It would have been extremely easy for people to use that as an excuse for bad behaviour, but from where I sit these days, more people than I can count have actually taken the sour, rotten lemons they’ve been dealt and turned them into honest to goodness lemonade. 

Take, for example, a young lady who lost her job after the company she had been working for went bankrupt due to the pandemic.

Sure, she could have sat at home feeling sorry for herself, and she’d have had every right. Instead, she picked herself up by the bootstraps and decided to help others in her community that were worse off than she was.

She spent her free time and used her own money  which was dwindling quickly  to get much-needed food items to those in need. When she lost the space she’d been using to run her program, she could have given up again, but instead, she doubled down and has working as hard as she can in order to continue running the program, which, despite having only been operational for a few months, has helped fill a much-needed gap in the city.

Another example I have come across recently is local third-grader Lincoln Cole (no relation!) who was recently kicked out of a Toronto Blue Jays game after he and his father dared to question the amount of water he had been given after purchasing pop and popcorn at the concession stand.

(For anyone who cares to know, in Ontario, in order to serve alcohol, a restaurant  or in this case stadium  is required to offer free water to patrons as a stipulation of having an Ontario liquor licence.)

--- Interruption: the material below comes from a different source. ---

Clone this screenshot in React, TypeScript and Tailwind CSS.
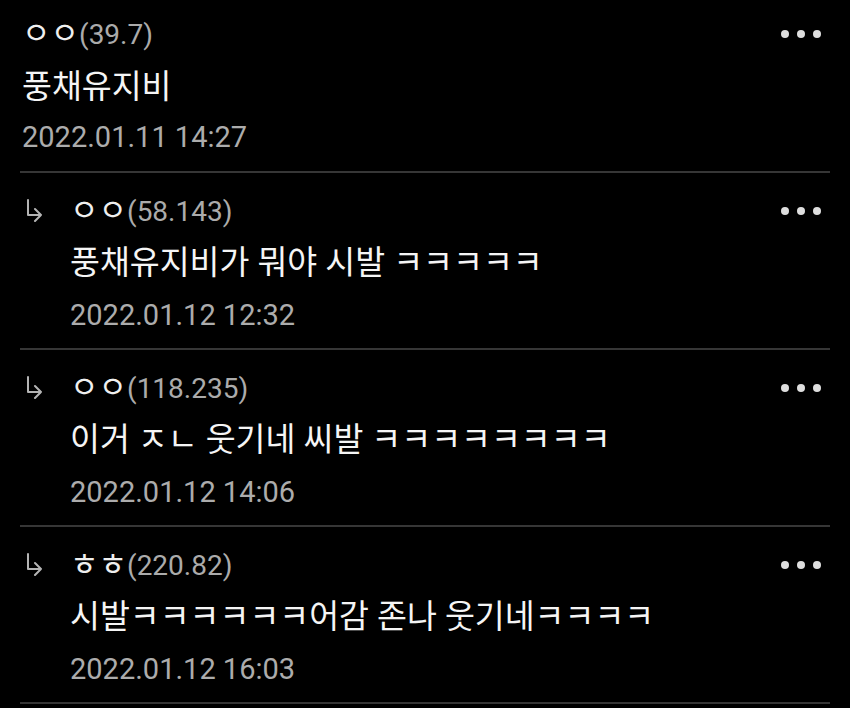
import React from "react";

type Comment = {
  name: string;
  score: string;
  body: string;
  date: string;
  reply?: boolean;
};

const COMMENTS: Comment[] = [
  { name: "ㅇㅇ", score: "(39.7)", body: "풍채유지비", date: "2022.01.11 14:27" },
  { name: "ㅇㅇ", score: "(58.143)", body: "풍채유지비가 뭐야 시발 ㅋㅋㅋㅋㅋ", date: "2022.01.12 12:32", reply: true },
  { name: "ㅇㅇ", score: "(118.235)", body: "이거 ㅈㄴ 웃기네 씨발 ㅋㅋㅋㅋㅋㅋㅋㅋ", date: "2022.01.12 14:06", reply: true },
  { name: "ㅎㅎ", score: "(220.82)", body: "시발ㅋㅋㅋㅋㅋㅋ어감 존나 웃기네ㅋㅋㅋㅋ", date: "2022.01.12 16:03", reply: true },
];

function ReplyArrow() {
  return (
    <svg width="22" height="28" viewBox="0 0 22 28" fill="none" className="shrink-0">
      <path
        d="M5 6 V21 H18 M12 15 L18 21 L12 27"
        stroke="#b4b4b4"
        strokeWidth="2"
        strokeLinecap="round"
        strokeLinejoin="round"
      />
    </svg>
  );
}

function MoreDots() {
  return (
    <div className="flex items-center gap-[8px]">
      <span className="size-[8px] rounded-full bg-[#dedede]" />
      <span className="size-[8px] rounded-full bg-[#dedede]" />
      <span className="size-[8px] rounded-full bg-[#dedede]" />
    </div>
  );
}

function CommentRow({ c, first }: { c: Comment; first: boolean }) {
  return (
    <div
      className={`flex border-b-2 border-[#363636] ${first ? "pt-[14px] pb-[17px]" : "pt-[18px] pb-[13px]"}`}
    >
      {c.reply ? (
        <div className="flex h-[40px] w-[50px] items-start pl-[3px] pt-[3px]">
          <ReplyArrow />
        </div>
      ) : (
        <div className="w-[2px]" />
      )}
      <div className="min-w-0 flex-1">
        <div className="flex h-[40px] items-center justify-between">
          <div className="text-[28px] leading-[40px]">
            <span className="text-[31px] text-[#efefef]">{c.name}</span>
            <span className="text-[#ababab]">{c.score}</span>
          </div>
          <div className="mr-[9px]">
            <MoreDots />
          </div>
        </div>
        <div
          className={`text-[32.5px] text-[#f5f5f5] whitespace-nowrap ${first ? "leading-[66px]" : "leading-[64px]"}`}
        >
          {c.body}
        </div>
        <div
          className={`text-[29px] text-[#acacac] ${first ? "leading-[34px]" : "leading-[40px]"}`}
        >
          {c.date}
        </div>
      </div>
    </div>
  );
}

export default function App() {
  return (
    <div
      className="h-[708px] w-[850px] overflow-hidden bg-black px-[20px]"
      style={{ fontFamily: "Roboto, 'Noto Sans CJK KR', sans-serif" }}
    >
      {COMMENTS.map((c, i) => (
        <CommentRow key={i} c={c} first={i === 0} />
      ))}
    </div>
  );
}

Instead of wallowing in his disappointment, this eight-year-old took it as an opportunity to help others and decided to try to raise money to bring clean drinking water to Indigenous communities in Canada, setting an initial goal of $1,000.

When I met him, he was excited to have raised around $200. Last time I checked, he had raised more than $4,000!

These two examples are just a tiny sample of the amazing things I have witnessed here in Barrie, but every day I open my email, talk to people or scroll through social media, I see dozens more. It makes me truly proud to be a part of this community and to get to share these efforts with BarrieToday readers.

I can only hope that whatever inspires them to be so open-hearted and giving will continue to rub off on the people around them and inspire the rest of us to step up in whatever way we can to make our home an even better place to be.